Il est vrai que si on gaspillait moins l'énergie, on aurait moins besoin de nouveaux projets. Mais même si on en fait bien davantage en économies d'énergie, ce qui est plus que souhaitable, les besoins en électricité iront en grandissant, parce qu'il faut remplacer les centrales thermiques polluantes, et que l'électricité servira d'autres besoins, comme l'auto électrique.
En plus, c'est très rentable. Les nouveaux projets créent des emplois et augmentent les revenus d'une société d'État. Ça crée de la richesse. Il ne faut pas en avoir honte. Il ne faut pas non plus être gêné d'exporter cette électricité. C'est encore plus payant, et cela joue un rôle très utile au plan environnemental.
Bien sûr, on peut toujours rêver aux éoliennes. Mais elles ne remplaceront pas les barrages. Cette énergie dépend du vent, et cette imprévisibilité limite la part qu'elle peut occuper dans la production.
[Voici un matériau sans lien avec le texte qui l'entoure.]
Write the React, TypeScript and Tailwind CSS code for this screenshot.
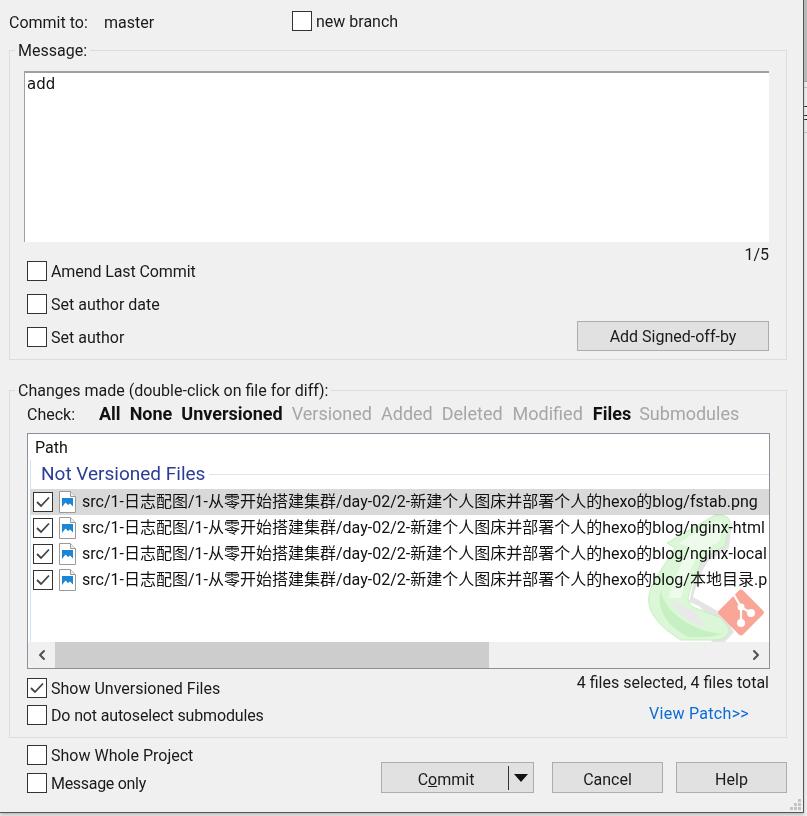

Et qu'il est illusoire de croire que l'abondance de vent au Québec nous permettrait d'exporter de façon massive aux Américains une forme d'énergie qu'ils peuvent produire eux aussi.
Notre richesse, ce n'est pas le vent. Ça, il y en a partout. Notre richesse, c'est l'eau. Profitons-en. Il faut miser sur cet atout, l'exploiter intelligemment, lancer d'autres projets hydroélectriques, et s'enrichir collectivement sans en être gênés.